SEO4 SEO Tasks Small Businesses Must Do Every Month

4 SEO Tasks Small Businesses Must Do Every Month

Many small business websites do on-site SEO poorly or not at all, which means less rankings, search traffics, potential customers, and business. These steps will start you on a path toward regular, high-quality, content creation and promotion.

seo-tasks

On-site SEO discussions are typically dominated by technical debates about how search engines analyze and store HTML. For small business owners, the discussion is much more practical and alarming. Specifically, small business websites do on-site SEO poorly or not at all, leaving large amounts of search traffic and potential customers on the table.

The lack of small business on-site SEO is more about discipline, time management, repetition, and know-how. Here is a simple four-step approach to building high-value traffic through on-site SEO that should be repeated twice per month (minimum) on every small business website.

1. Identify Demand

Every website page should be positioned to catch existing demand as SEO (generally) doesn’t create demand. This means using keyword research to see how end users search in various categories.

When a small business is just starting, it’s important to pick keywords that are easy to rank on until you see some results. Google AdWords will show the competition level in their free keyword tool, as will many other tools.

The beginner should pick a keyword with no more than 300 searches per month (critical: Use Exact match) and is marked as “Low” competition by Google. Also pick keywords on which the business has something valuable to share because it is important that these visitors stay onsite once they land.

2. Create Great Content

While small business owners are often the most knowledgeable in their fields due immense practical experience, the lack of strong on-site SEO means their websites often under-perform.

Great content comes in the form of videos, blogs, podcasts, discussions, infographics, white papers, webinars and articles – all targeted toward what the end user is searching for. This is an information exchange.

Regardless of the medium, the content needs to be compelling.
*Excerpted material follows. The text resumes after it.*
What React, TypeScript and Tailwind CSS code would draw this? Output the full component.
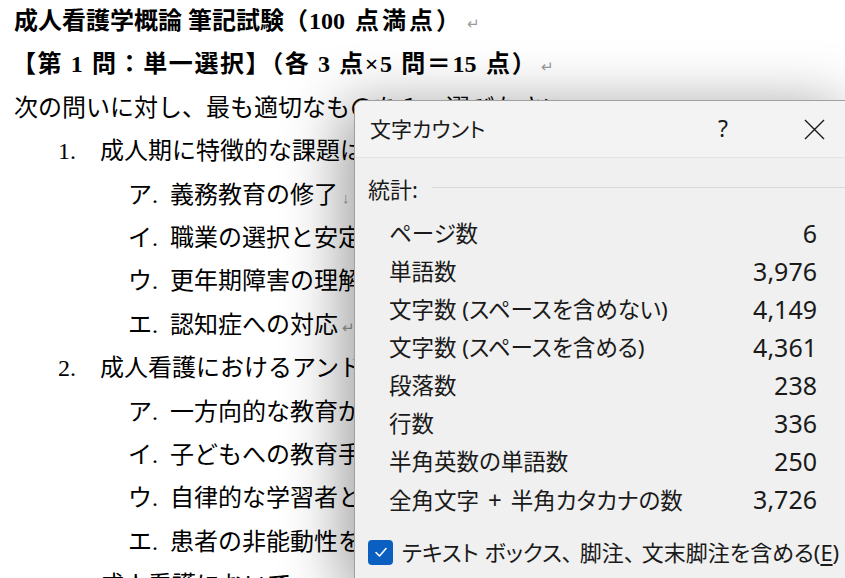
import React from "react";

const Para = ({ children }: { children: React.ReactNode }) => (
  <span className="text-[15px] leading-none text-[#9a9a9a] font-normal tracking-normal ml-[4px]">{children}</span>
);

function Item({ indent, label, text, mark }: { indent: string; label: string; text: string; mark: string }) {
  return (
    <div className={`flex whitespace-nowrap h-[43.4px] ${indent}`}>
      <span className="w-[42px] shrink-0">{label}</span>
      <span>
        {text}
        <Para>{mark}</Para>
      </span>
    </div>
  );
}

export default function App() {
  const rows: [React.ReactNode, string][] = [
    ["ページ数", "6"],
    ["単語数", "3,976"],
    ["文字数 (スペースを含めない)", "4,149"],
    ["文字数 (スペースを含める)", "4,361"],
    ["段落数", "238"],
    ["行数", "336"],
    ["半角英数の単語数", "250"],
    [
      <>
        全角文字<span className="mx-[9px] text-[24px]">+</span>半角カタカナの数
      </>,
      "3,726",
    ],
  ];
  return (
    <div className="relative w-[845px] h-[578px] overflow-hidden bg-white">
      <div
        className="pl-[14px] text-[24px] leading-[43.4px] text-black"
        style={{ fontFamily: '"Liberation Serif", "Noto Sans CJK JP", serif' }}
      >
        <div className="font-bold whitespace-nowrap h-[43.4px]">
          成人看護学概論 筆記試験（<span className="ml-[1px] mr-[4px]">100</span> <span className="tracking-[3px]">点満点）</span>
          <Para>↵</Para>
        </div>
        <div className="font-bold whitespace-nowrap -ml-[2px] h-[43.4px] tracking-[1.6px]">
          【第 1 問：単一選択】（各 3 点×5 問＝<span className="tracking-normal mr-[2px]">15</span> 点）<Para>↵</Para>
        </div>
        <div className="whitespace-nowrap h-[43.4px]">
          次の問いに対し、最も適切なものを１つ選びなさい。<Para>↵</Para>
        </div>
        <Item indent="ml-[44px]" label="1." text="成人期に特徴的な課題はどれか。" mark="↵" />
        <Item indent="ml-[114px]" label="ア." text="義務教育の修了" mark="↓" />
        <Item indent="ml-[114px]" label="イ." text="職業の選択と安定" mark="↓" />
        <Item indent="ml-[114px]" label="ウ." text="更年期障害の理解" mark="↓" />
        <Item indent="ml-[114px]" label="エ." text="認知症への対応" mark="↵" />
        <Item indent="ml-[44px]" label="2." text="成人看護におけるアンドラゴジーの特徴はどれか。" mark="↵" />
        <Item indent="ml-[114px]" label="ア." text="一方向的な教育が中心となる" mark="↓" />
        <Item indent="ml-[114px]" label="イ." text="子どもへの教育手法を用いる" mark="↓" />
        <Item indent="ml-[114px]" label="ウ." text="自律的な学習者として捉える" mark="↓" />
        <Item indent="ml-[114px]" label="エ." text="患者の非能動性を前提とする" mark="↵" />
        <Item indent="ml-[44px]" label="3." text="成人看護において、QOLの向上を" mark="↵" />
      </div>

      <div
        className="absolute left-[354px] top-[100px] w-[500px] h-[490px] rounded-tl-[8px] border border-[#a0a0a0] bg-[#f0f0f0] shadow-[-12px_6px_60px_rgba(0,0,0,0.38)] text-[#1a1a1a] [font-feature-settings:'palt']"
        style={{ fontFamily: '"Noto Sans", "Noto Sans CJK JP", sans-serif' }}
      >
        <div className="flex items-center h-[57px] bg-[#f3f3f3] border-b border-[#e3e3e3] rounded-tl-[8px] pl-[15px] pr-[16px]">
          <span className="flex-1 text-[21px] leading-[30px]">文字カウント</span>
          <span className="w-[44px] text-center text-[23px] leading-[30px] -mt-[3px]">?</span>
          <span className="w-[46px] ml-[46px] flex justify-center">
            <svg width="21" height="21" viewBox="0 0 21 21">
              <path d="M1 1 L20 20 M20 1 L1 20" stroke="#1a1a1a" strokeWidth="1.4" fill="none" />
            </svg>
          </span>
        </div>
        <div className="flex items-center pt-[16px] pl-[13px] h-[46px]">
          <span className="text-[22px] leading-[30px]">統計:</span>
          <div className="flex-1 h-px bg-[#d9d9d9] ml-[14px] -mt-[3px]" />
        </div>
        <div className="mt-[11px] pl-[34px] pr-[36px] text-[22.5px]">
          {rows.map(([k, v], i) => (
            <div key={i} className="flex justify-between items-center h-[38px] whitespace-nowrap">
              <span>{k}</span>
              <span className="text-[25px]">{v}</span>
            </div>
          ))}
        </div>
        <div className="flex items-center mt-[18px] pl-[13px] h-[30px] whitespace-nowrap">
          <div className="w-[25px] h-[25px] rounded-[4px] bg-[#0b5fc1] flex items-center justify-center shrink-0">
            <svg width="16" height="16" viewBox="0 0 16 16">
              <path d="M3 8.5 L6.5 12 L13 4.5" stroke="white" strokeWidth="1.6" fill="none" strokeLinecap="round" strokeLinejoin="round" />
            </svg>
          </div>
          <span className="ml-[9px] text-[22px] leading-[30px]">
            テキスト ボックス<span className="mr-[7px]">、</span>脚注<span className="mr-[7px]">、</span>文末脚注を含める(<span className="underline underline-offset-[3px]">E</span>)
          </span>
        </div>
      </div>
    </div>
  );
}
Use any of the following tactics to create audience engagement:

  • Humor
  • Controversy
  • Current events/news
  • Politics
  • How-to/instruction
  • Technical explanation
  • Scare tactics

3. Tune Content

The majority of on-site SEO articles focus heavily on this topic, and it is important:

  • Review your keyword density (yes, this still matters greatly), title tag, URL, image alt attributes, and meta tags.
  • Make the page attractive with images that complement the content.
  • Add appropriate and informative links to other great on-site content as well as links to highly-authoritative websites. This will achieve SEO co-citation, but in a very natural and end-user-friendly fashion.
  • Apply authorship code and schema.org attributes for any special features on the page such as video.

4. Track & Promote

All projects need to be measurable, and on-site SEO is no exception. Track new page performance in the SERPs.

If the domain authority is already high and a low-competition keyword was selected, the new content may jump to page 1. If so, wait 2 weeks and repeat.

If a page 1 ranking isn’t achieved (which is more likely), apply off-site SEO promotion in the form of link building, content marketing, social media, syndication, RSS, guest blogging, infographics, and participation in appropriate discussions such as forums and blog comments.

Tracking and promotion on the newly launched page should continue indefinitely until page 1 is achieved, but shouldn’t impede the next onsite SEO project.

Conclusions

Tuning on-site content receives the lion’s share of attention from most SEO blogs because it is important. But small business owners have a bigger problem: A total lack of consistent onsite SEO content creation process.

The four steps above offer a simple path toward regular, high-quality, content creation and promotion that will improve rankings and prospective customers from the Internet. It should be repeated twice per month at a minimum to keep any small business website fresh.